The annual budget proposal presented to the Town Council on April 13 includes $22,714,000 for the General Fund operations, and another $5,924,000 for capital projects.
The General Fund proposal reflects a 17.9-percent increase over the budget for the 2020/2021 Fiscal year.
Revenue sources for the General Fund are consistent year to year and include local sales tax, intergovernmental (state shared), permits and licenses, fines and fees and other sources.
Local sales tax is by far the largest revenue source, with a projection of $14,262,000 for the upcoming year, an expected 34 percent increase over the current year.
The state shared revenues will account for $6,645,000, with is a reduction of about 3 percent from this past year. Another $1,271,000 in permits and licenses is unchanged from the current year. The amount collected from fines and fees is budgeted at $421,000, and the “other” category accounts for $115,000.
Capital improvement proposals have been detailed previously in The Times from earlier discussions. The $5.9 million proposal will be funded through an estimated $4.7 million in revenue. The difference in budgeting is not unusual with capital projects. Projects are often put into the budget that are not executed during the fiscal year. The money must be in the budget or the town could not proceed with a proposed project at all.
Capital projects at all phases come back to the council for approval before work is executed, providing for fund management.
There will be an estimated (conservative) $2,269,000 in the capital fund balance going into the new year. Another $500,000 will come from excess General Fund revenues for the current year. The construction sales tax is projected to provide an additional $1,117,000 (conservative estimate).

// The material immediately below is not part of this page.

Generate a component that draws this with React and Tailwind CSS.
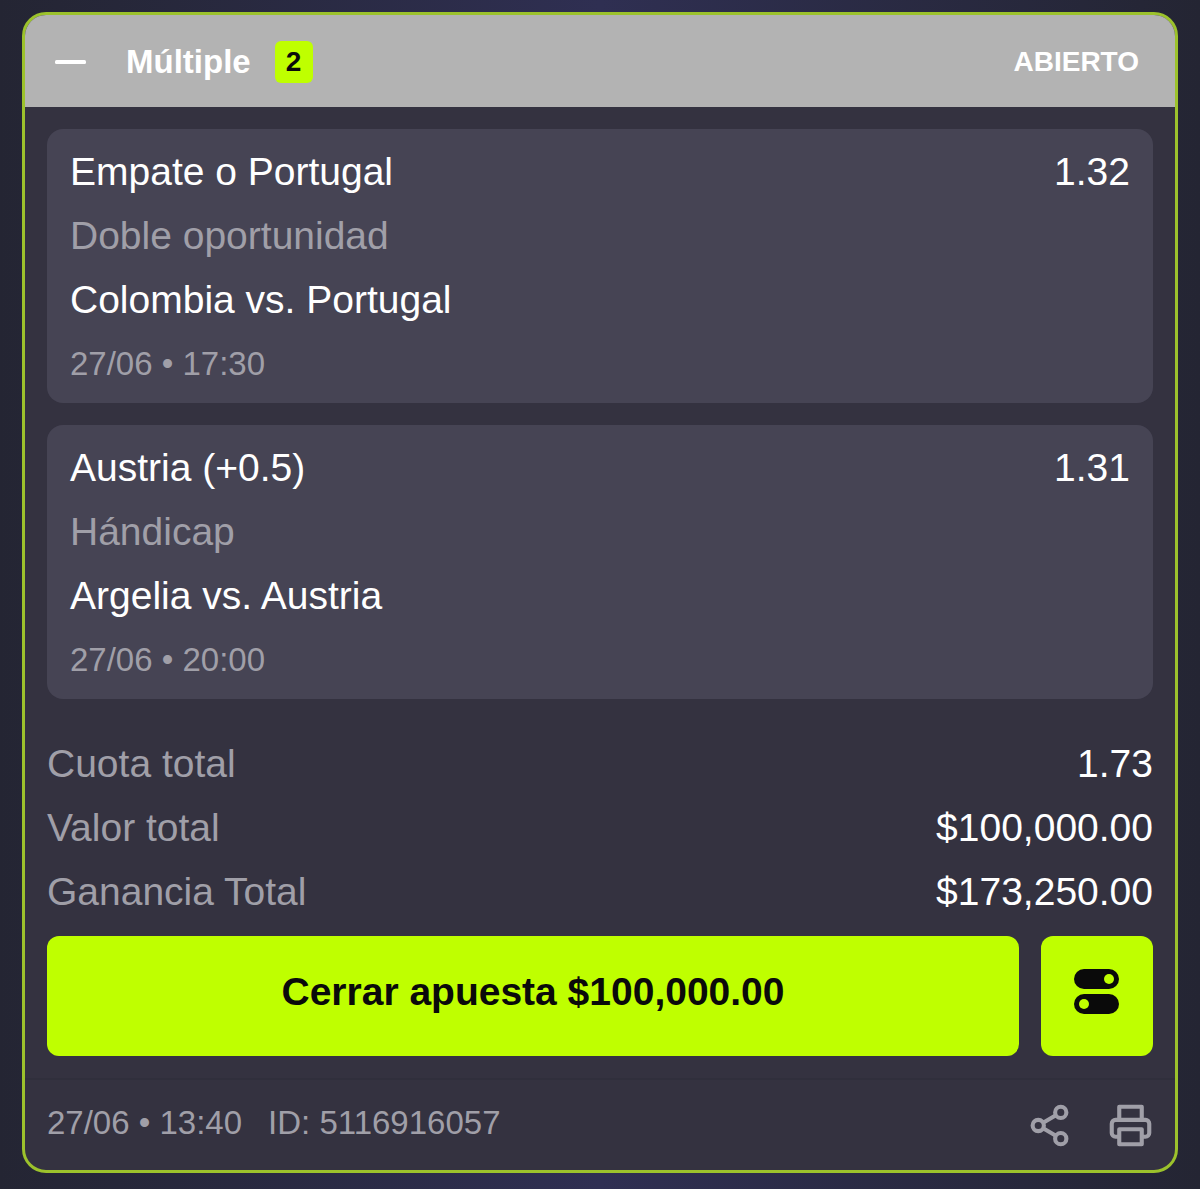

Additional capital funding will come from grants ($314,000), development fees ($345,000) and the downtown fund ($210,000).
By department, the General Fund expenses are budgeted at $75,000 for the Town Council. It was noted specifically that total compensation for all council members is just $36,000. The remaining expenses cover operations including a portion of staff salary.
Administration has a proposed budget of $2,467,000.
The General Government allocation is $4,748,000, which includes a $4.1 million line for contingencies.
The Municipal Court has a budget of $393,000, which is a 2.2 percent reduction. The court is self-funded.
The Public Works budget is $1,252,000.
Development Services will have a $1,083,000 budget.
Community Services budget will be $3,222,000.
Public Safety, which incudes the contracts with the Maricopa County Sheriff’s Office and Rural/Metro for fire and emergency medical services, will total $9,474,000. That includes $5,154,000 for the MCSO contract and $4,320,000 for fire and emergency medical.
The town received $2.9 million from the CARES pandemic relief funds allocated by the state from the federal government.
That funding was allocated for public safety with $1.28 million to Rural/Metro (four monthly invoices) and $1.6 million to MCSO (3.9 monthly invoices).
Additional funds went to local business grants ($300,00), sanitizing services and supplies ($100,000).
This money offset $2.5 million already budgeted in the 20/21 General Fund. The savings is being allocated to the street fund for pavement management ($2 million) and $500,000 went to the Facilities Reserve Fund.
The recent pandemic relief package, the American Rescue Package, totals $1.9 trillion of which local municipalities in Arizona are expected to receive $1.2 billion. Fountain Hills anticipates receiving $3 million for fiscal year 22 and another $3 million for fiscal year 23.
Staff is proposing that the funds continue to go toward public safety. This provides transparency during auditing and allows the council to provide direction on the General Fund savings. It is recommended that the General Fund savings be used for one-time expenditures and not ongoing expenses.
Potential uses for the savings include pandemic related community assistance, pandemic related town expenses (testing/vaccination sites, sanitizing supplies and services). Also set aside in a possible separate fund for major infrastructure projects (lake liner, street reconstruction or facilities reserve).
When the Town Council meets on Tuesday, May 4, it will hold a public hearing and consider the tentative budget proposal for the fiscal year that begins on July 1, 2021. Following a review period, a budget hearing and consideration of the final budget for the coming year will take place on Tuesday, June 1.